La Direction générale des étrangers en France en a recensé 16 636 cas en 2024, soit moins de 79% par rapport à 2023 (79318). À l’inverse, les réadmissions ont grimpé de 691,1 %, avec 14 644 cas contre seulement 1851 en 2023.
Cette différence résulte de la décision du Conseil d’état du 2 février 2024 suite à une requête de l’association Avocats pour la Défense des Droits des Étrangers (ADDE) portant sur la procédure de non-admission aux frontières.
Désormais, les étrangers en situation irrégulière refusés aux frontières doivent faire l’objet :
- d’une réadmission simplifiée – c’est-à-dire une remise aux frontières de l’État Schengen de dernière provenance – qui est la mesure la plus privilégiée,
- d’un placement en centre de rétention administrative
- ou d’une obligation de quitter le territoire.

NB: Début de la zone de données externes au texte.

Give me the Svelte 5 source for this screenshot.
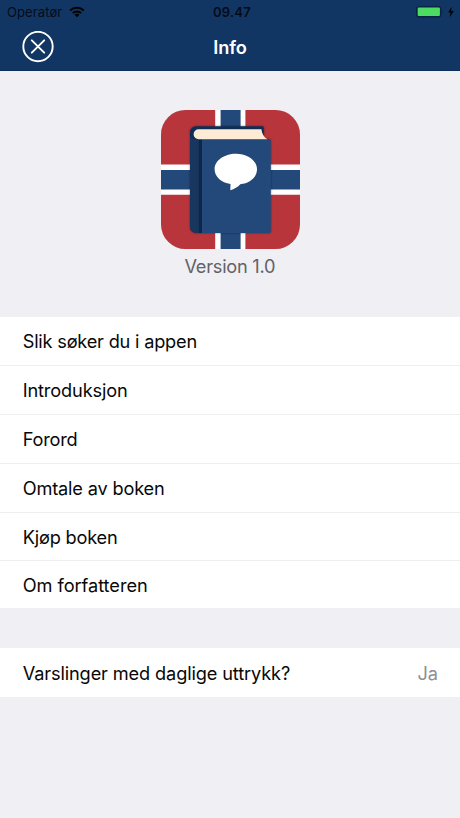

Dans le premier cas de figure, les ressortissants doivent :
- engager une procédure de vérification d’identité d’une durée de 4 heures,
- ou faire l’objet d’une mesure de retenue pour vérification du droit au séjour pendant une durée maximale de 24 heures en attendant que les autorités de l’État de provenance statuent sur la demande de réadmission.
C’est une victoire pour Maître Patrice Spinosi, avocat de l’ADDE, qui estime que “le refus d’entrée, qui était dans une zone grise, doit être soumis à la législation européenne et internationale”.